HoME: Hierarchy of Multi-Gate Experts for Multi-Task Learning at Kuaishou
Xu Wang, Jiangxia Cao, Zhiyi Fu, Kun Gai, Guorui Zhou
TL;DR
HoME addresses practical instabilities in industrial multi-task MoE models by introducing Expert Normalization, Hierarchy Mask, and Gate mechanisms to balance and leverage a large set of shared and task-specific experts. The approach yields stable training, improved offline metrics, and meaningful online gains across Kuaishou's short-video services, enabling deployment at a scale of hundreds of millions of users. This work demonstrates that careful architectural design and gating strategies can significantly enhance multi-task MoE performance in real-world recommender systems.
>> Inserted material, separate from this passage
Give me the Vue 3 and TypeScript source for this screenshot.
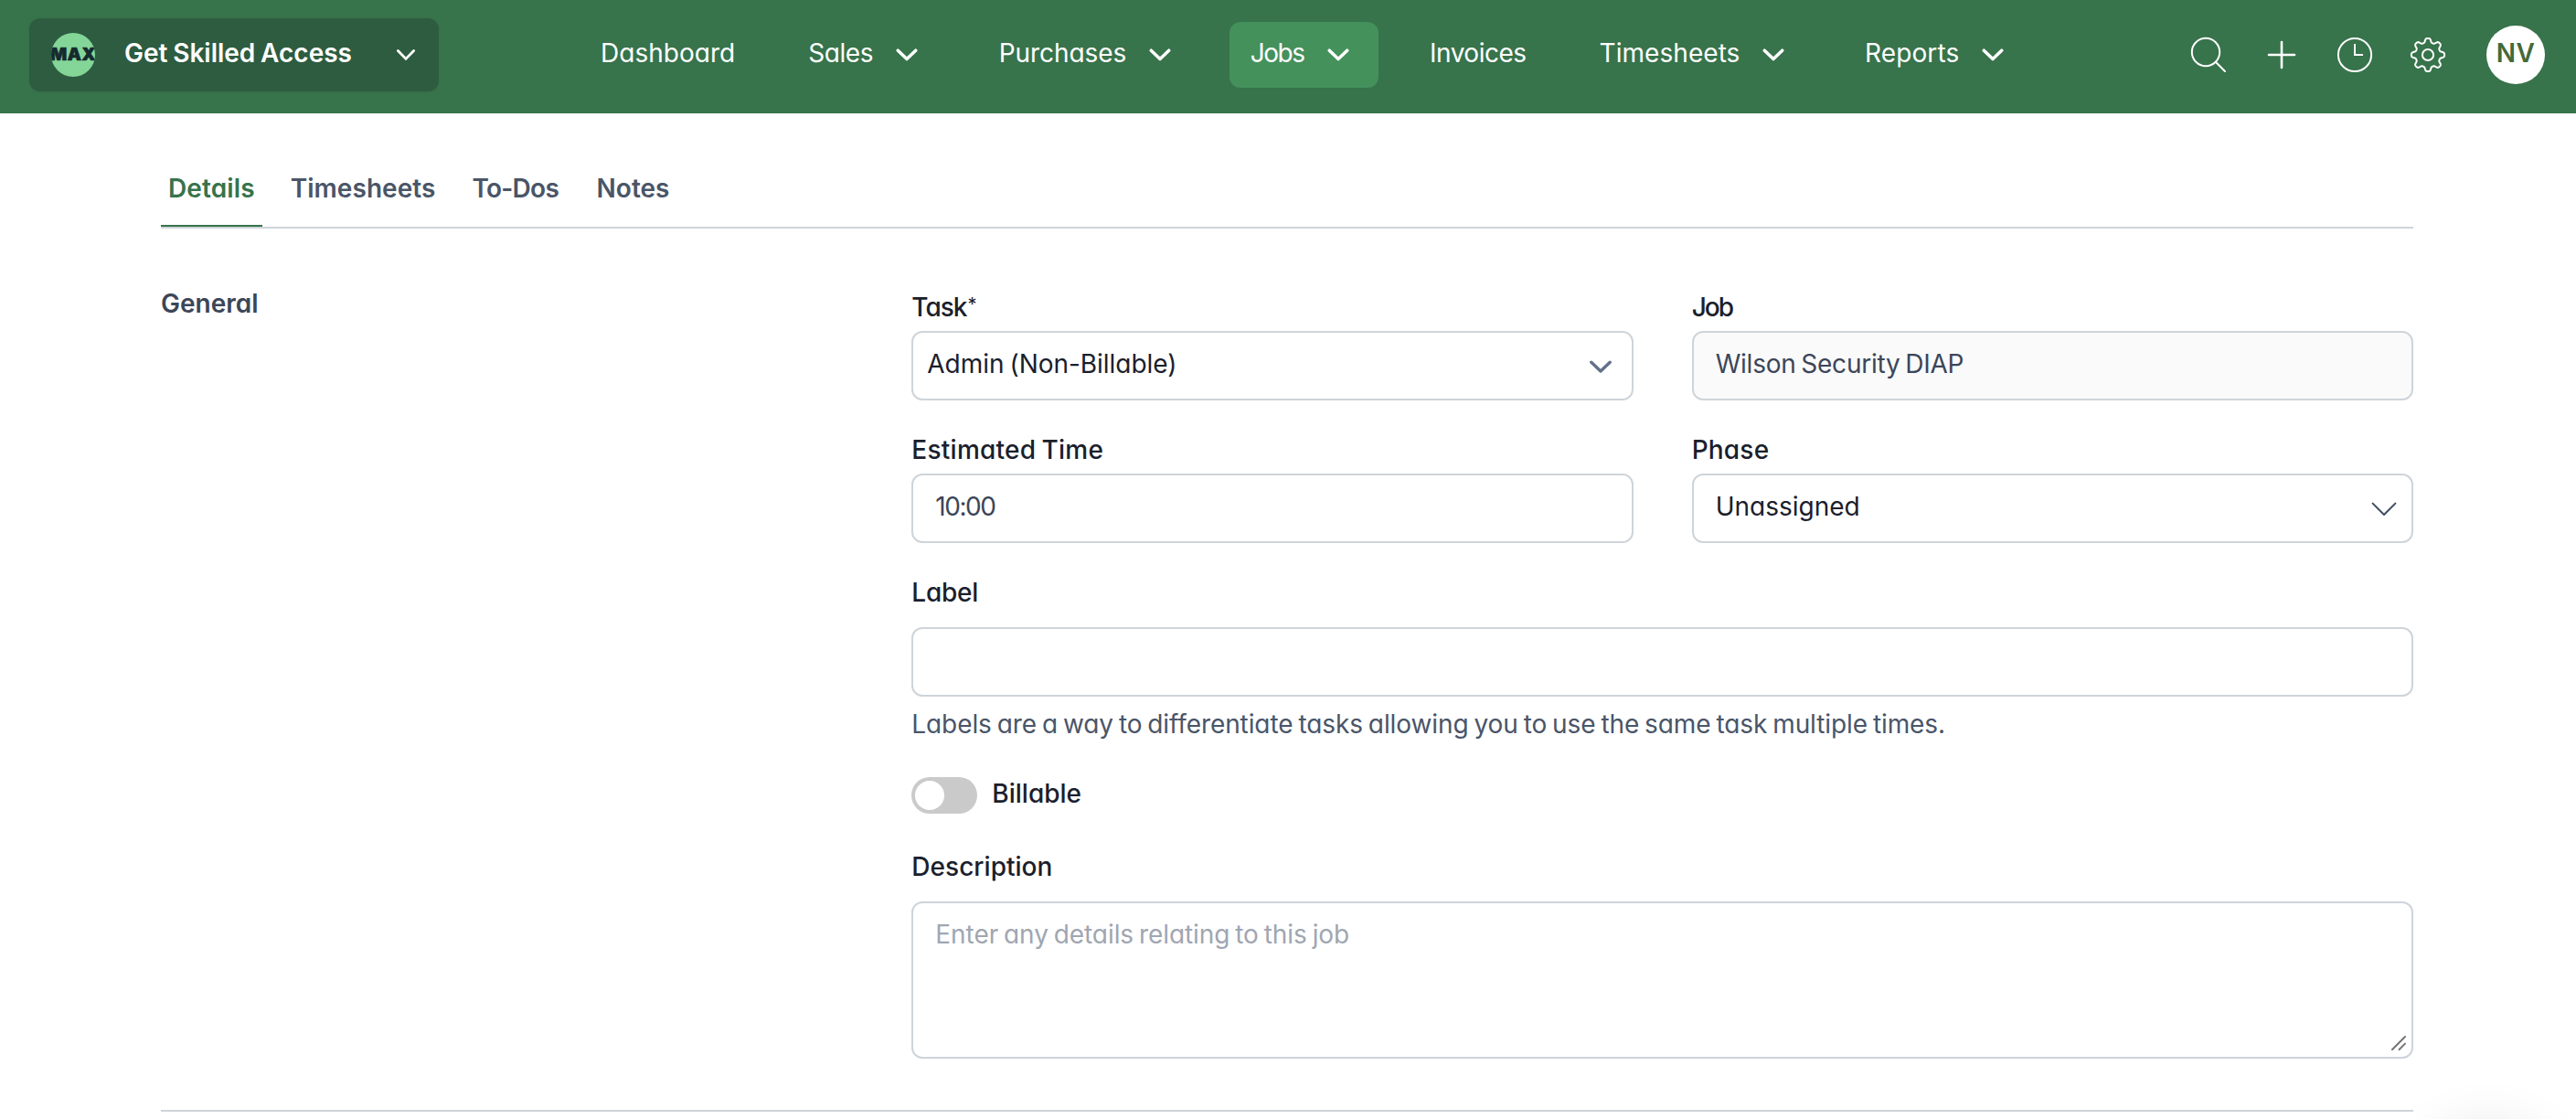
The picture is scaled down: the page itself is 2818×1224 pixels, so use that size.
<script setup lang="ts">
import { ref } from 'vue'

interface NavItem {
  key: string
  label: string
  menu: boolean
}

const nav: NavItem[] = [
  { key: 'dashboard', label: 'Dashboard', menu: false },
  { key: 'sales', label: 'Sales', menu: true },
  { key: 'purchases', label: 'Purchases', menu: true },
  { key: 'jobs', label: 'Jobs', menu: true },
  { key: 'invoices', label: 'Invoices', menu: false },
  { key: 'nav-timesheets', label: 'Timesheets', menu: true },
  { key: 'reports', label: 'Reports', menu: true },
]
const activeNav = ref('jobs')

const tabs = [
  { key: 'details', label: 'Details' },
  { key: 'timesheets', label: 'Timesheets' },
  { key: 'todos', label: 'To-Dos' },
  { key: 'notes', label: 'Notes' },
]
const activeTab = ref('details')

const job = ref('Wilson Security DIAP')
const estimate = ref('10:00')
const label = ref('')
const description = ref('')

// Outline of the eight-toothed settings cog, centred in a 40x40 box.
function cogPath(): string {
  const steps = 240
  const points: string[] = []
  for (let i = 0; i < steps; i++) {
    const a = (i / steps) * Math.PI * 2
    const tooth = Math.tanh(1.7 * Math.cos(8 * a)) / Math.tanh(1.7)
    const r = 15.9 + 2.2 * tooth
    points.push(`${(20 + r * Math.cos(a)).toFixed(2)} ${(20 + r * Math.sin(a)).toFixed(2)}`)
  }
  return `M${points.join('L')}Z`
}
const cog = cogPath()
</script>

<template>
  <div class="page">
    <header class="topbar">
      <button class="company" type="button">
        <span class="logo"><span>MAX</span></span>
        <span class="company-name">Get Skilled Access</span>
        <svg class="company-chevron" width="20" height="12" viewBox="0 0 20 12">
          <path d="M1.4 1.5 10 10.4 18.6 1.5" />
        </svg>
      </button>

      <nav class="nav">
        <a v-for="item in nav" :key="item.key" class="nav-item" :class="[item.key, { active: item.key === activeNav, menu: item.menu }]">
          <span>{{ item.label }}</span>
          <svg v-if="item.menu" width="24" height="14" viewBox="0 0 24 14">
            <path d="M2.3 2.2 12 11.6 21.7 2.2" />
          </svg>
        </a>
      </nav>

      <div class="actions">
        <svg viewBox="0 0 40 40"><circle cx="17" cy="17" r="15.2" /><path d="M27.8 27.8 38 38" /></svg>
        <svg viewBox="0 0 40 40" class="plus"><path d="M20 6V34M6 20H34" /></svg>
        <svg viewBox="0 0 40 40"><circle cx="20" cy="20" r="18.1" /><path class="butt" d="M20 8V20H29" /></svg>
        <svg viewBox="0 0 40 40"><path :d="cog" /><circle cx="20" cy="20" r="6.1" /></svg>
        <span class="avatar">NV</span>
      </div>
    </header>

    <main class="content">
      <div class="tabs">
        <a v-for="tab in tabs" :key="tab.key" class="tab" :class="[tab.key, { active: tab.key === activeTab }]">{{ tab.label }}</a>
      </div>

      <section class="section">
        <h2>General</h2>
        <div class="form">
          <div class="field">
            <label class="lbl task">Task<span class="star">*</span></label>
            <div class="box select tight">
              <span class="v-task">Admin (Non-Billable)</span>
              <svg class="bold" width="24" height="14" viewBox="0 0 24 14"><path d="M1.8 2.2 12 12 22.2 2.2" /></svg>
            </div>
          </div>
          <div class="field">
            <label class="lbl job">Job</label>
            <input v-model="job" class="box v-job" disabled />
          </div>
          <div class="field">
            <label class="lbl est">Estimated Time</label>
            <input v-model="estimate" class="box v-est" />
          </div>
          <div class="field">
            <label class="lbl phase">Phase</label>
            <div class="box select wide">
              <span class="v-phase">Unassigned</span>
              <svg width="28" height="16" viewBox="0 0 28 16"><path d="M1.6 1.6 14 14 26.4 1.6" /></svg>
            </div>
          </div>
          <div class="field full">
            <label class="lbl spaced lab">Label</label>
            <input v-model="label" class="box" />
            <p class="help">Labels are a way to differentiate tasks allowing you to use the same task multiple times.</p>
          </div>
          <div class="toggle-row full">
            <span class="toggle"><i></i></span>
            <span class="lbl">Billable</span>
          </div>
          <div class="field full desc">
            <label class="lbl spaced d">Description</label>
            <div class="area-wrap">
              <textarea v-model="description" placeholder="Enter any details relating to this job"></textarea>
              <svg class="grip" width="16" height="16" viewBox="0 0 16 16"><path d="M1 15 15 1M8.6 15 15 8.6" /></svg>
            </div>
          </div>
        </div>
      </section>
    </main>
    <div class="bubble"></div>
  </div>
</template>

<style>
body {
  background: #fff;
}
</style>

<style scoped>
.page {
  position: relative;
  height: 1224px;
  overflow: hidden;
  background: #fff;
  font-family: Inter, 'Liberation Sans', sans-serif;
  font-size: 28px;
  line-height: 40px;
  font-feature-settings: 'cv11';
  color: #1a202c;
}
svg {
  display: block;
  flex: none;
  fill: none;
  stroke: currentColor;
  stroke-linecap: round;
  stroke-linejoin: round;
}

/* Top bar */
.topbar {
  box-sizing: border-box;
  display: flex;
  align-items: flex-start;
  height: 124px;
  padding: 20px 34px 0 32px;
  background: #37734b;
  color: #fff;
}
.company {
  box-sizing: border-box;
  display: flex;
  align-items: center;
  width: 448px;
  height: 80px;
  padding: 0 26px 0 24px;
  border: 0;
  border-radius: 12px;
  background: #2d5c40;
  box-shadow: 0 1px 3px rgba(0, 0, 0, 0.06);
  color: inherit;
  font: inherit;
  font-feature-settings: inherit;
}
.logo {
  display: flex;
  align-items: center;
  justify-content: center;
  width: 48px;
  height: 48px;
  border-radius: 50%;
  background: #84d698;
  overflow: hidden;
  color: #152b2e;
  font-size: 19px;
  font-weight: 900;
  line-height: 48px;
  letter-spacing: 0.6px;
  -webkit-text-stroke: 0.7px #152b2e;
}
.company-name {
  margin: -4px auto 0 32px;
  font-weight: 600;
  word-spacing: -1.3px;
}
.company-chevron {
  stroke-width: 2.8;
}
.nav {
  display: flex;
  gap: 32px;
  margin: 4px 0 0 153px;
}
.nav-item {
  display: flex;
  align-items: center;
  gap: 24.5px;
  height: 72px;
  padding: 0 24px;
  border-radius: 12px;
}
.nav-item.menu {
  padding-right: 32px;
}
.nav-item.active {
  background: #44915c;
}
.nav-item span {
  margin-top: -4px;
}
.nav-item svg {
  stroke-width: 3.5;
}
.nav-item.dashboard { letter-spacing: 0.02px; }
.nav-item.sales { letter-spacing: -0.4px; padding-right: 33px; }
.nav-item.purchases { letter-spacing: -0.05px; }
.nav-item.jobs { letter-spacing: -1.5px; }
.nav-item.jobs span { margin-left: -1px; margin-right: 1px; }
.nav-item.invoices { letter-spacing: -0.5px; }
.nav-item.nav-timesheets { letter-spacing: 0.05px; }
.nav-item.reports { letter-spacing: 0.15px; }
.actions {
  display: flex;
  align-items: center;
  gap: 40px;
  height: 80px;
  margin-left: auto;
}
.actions svg {
  width: 40px;
  height: 40px;
  stroke-width: 2;
}
.actions .plus {
  stroke-width: 2.6;
}
.actions .butt {
  stroke-linecap: butt;
  stroke-linejoin: miter;
}
.avatar {
  box-sizing: border-box;
  width: 64px;
  height: 64px;
  margin-left: 4px;
  padding-bottom: 4px;
  border-radius: 50%;
  background: #fff;
  color: #43693a;
  font-weight: 600;
  line-height: 60px;
  letter-spacing: 0.5px;
  text-align: center;
}

/* Tabs */
.content {
  width: 2464px;
  margin: 0 auto;
  padding: 62px 2px 0 0;
}
.tabs {
  display: flex;
  border-bottom: 2px solid #ced4da;
}
.tab {
  padding: 0 8px 20px;
  margin-right: 25px;
  border-bottom: 2px solid transparent;
  color: #4a5568;
  font-weight: 600;
}
.tab.active {
  border-color: #37734b;
  color: #37734b;
}
.tab.details { letter-spacing: 0.11px; }
.tab.todos { letter-spacing: -0.73px; padding-left: 7px; }
.tab.timesheets { padding-left: 6px; letter-spacing: 0.05px; }
.tab.notes { padding-left: 8.5px; }

/* Form section */
.section {
  display: grid;
  grid-template-columns: 1fr 2fr;
  height: 964px;
  border-bottom: 2px solid #ced4da;
}
h2 {
  margin: 62px 0 0;
  color: #3c4658;
  font-size: 28px;
  font-weight: 600;
  line-height: 40px;
}
.form {
  display: grid;
  grid-template-columns: 1fr 1fr;
  column-gap: 64px;
  row-gap: 34px;
  align-content: start;
  padding-top: 66px;
}
.full {
  grid-column: 1 / -1;
}
.lbl {
  display: block;
  margin-bottom: 6px;
  font-weight: 500;
}
.lbl.spaced { margin-bottom: 18px; }
.lbl.d { letter-spacing: 0.03px; }
.lbl.lab { letter-spacing: -0.25px; }
.lbl.task { letter-spacing: -1px; }
.star {
  margin-left: 1px;
  font-size: 20px;
  font-weight: 400;
  line-height: 1;
  vertical-align: 6px;
}
.lbl.job { letter-spacing: -1.9px; }
.lbl.est { letter-spacing: 0.25px; word-spacing: -1.5px; }
.lbl.phase { letter-spacing: 0.2px; }
.box {
  box-sizing: border-box;
  display: flex;
  align-items: center;
  width: 100%;
  height: 76px;
  padding: 0 24px 4px;
  border: 2px solid #ced4da;
  border-radius: 12px;
  background: #fff;
  outline: none;
  font: inherit;
  font-feature-settings: inherit;
  color: #3c4658;
}
.box:disabled {
  background: #fafafa;
}
.box.select {
  justify-content: space-between;
  color: #1a202c;
}
.box.tight { padding: 0 22px 4px 15px; }
.box.wide { padding-right: 16px; }
.select svg {
  margin-top: 5px;
  color: #3f4b5f;
  stroke-width: 2;
}
.select svg.bold {
  color: #64708a;
  stroke-width: 3.4;
}
.v-task { letter-spacing: -0.04px; word-spacing: -1.8px; }
.v-job { letter-spacing: -0.22px; word-spacing: -2px; }
.v-est { letter-spacing: -1.45px; }
.v-phase { letter-spacing: 0; }
.help {
  margin: 10px 0 0;
  color: #4a5568;
  letter-spacing: -0.09px;
  word-spacing: -1.85px;
  white-space: nowrap;
}
.toggle-row {
  display: flex;
  align-items: flex-start;
  gap: 16px;
  height: 42px;
  margin-top: 2px;
}
.toggle {
  box-sizing: border-box;
  width: 72px;
  height: 40px;
  margin-top: 2px;
  padding: 4px;
  border-radius: 20px;
  background: #cacaca;
}
.toggle i {
  display: block;
  width: 32px;
  height: 32px;
  border-radius: 50%;
  background: #fff;
}
.desc {
  margin-top: 4px;
}
.area-wrap {
  position: relative;
}
textarea {
  box-sizing: border-box;
  display: block;
  width: 100%;
  height: 172px;
  padding: 14px 24px;
  border: 2px solid #ced4da;
  border-radius: 12px;
  background: #fff;
  outline: none;
  resize: none;
  font: inherit;
  font-feature-settings: inherit;
  letter-spacing: -0.07px;
  word-spacing: -1.9px;
}
textarea::placeholder {
  color: #a0a6b1;
  opacity: 1;
}
.grip {
  position: absolute;
  right: 8px;
  bottom: 9px;
  color: #757575;
  stroke-width: 2;
}

/* Shadow of the chat launcher that sits just below the fold */
.bubble {
  position: absolute;
  left: 2662px;
  top: 1238px;
  width: 120px;
  height: 120px;
  border-radius: 50%;
  box-shadow: 0 4px 64px 4px rgba(0, 0, 0, 0.14);
}
</style>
The practical impact is a more reliable, efficient multi-task MoE framework capable of handling dense and sparse tasks without collapsing or degrading specialized experts.
Abstract
In this paper, we present the practical problems and the lessons learned at short-video services from Kuaishou. In industry, a widely-used multi-task framework is the Mixture-of-Experts (MoE) paradigm, which always introduces some shared and specific experts for each task and then uses gate networks to measure related experts' contributions. Although the MoE achieves remarkable improvements, we still observe three anomalies that seriously affect model performances in our iteration: (1) Expert Collapse: We found that experts' output distributions are significantly different, and some experts have over 90% zero activations with ReLU, making it hard for gate networks to assign fair weights to balance experts. (2) Expert Degradation: Ideally, the shared-expert aims to provide predictive information for all tasks simultaneously. Nevertheless, we find that some shared-experts are occupied by only one task, which indicates that shared-experts lost their ability but degenerated into some specific-experts. (3) Expert Underfitting: In our services, we have dozens of behavior tasks that need to be predicted, but we find that some data-sparse prediction tasks tend to ignore their specific-experts and assign large weights to shared-experts. The reason might be that the shared-experts can perceive more gradient updates and knowledge from dense tasks, while specific-experts easily fall into underfitting due to their sparse behaviors. Motivated by those observations, we propose HoME to achieve a simple, efficient and balanced MoE system for multi-task learning.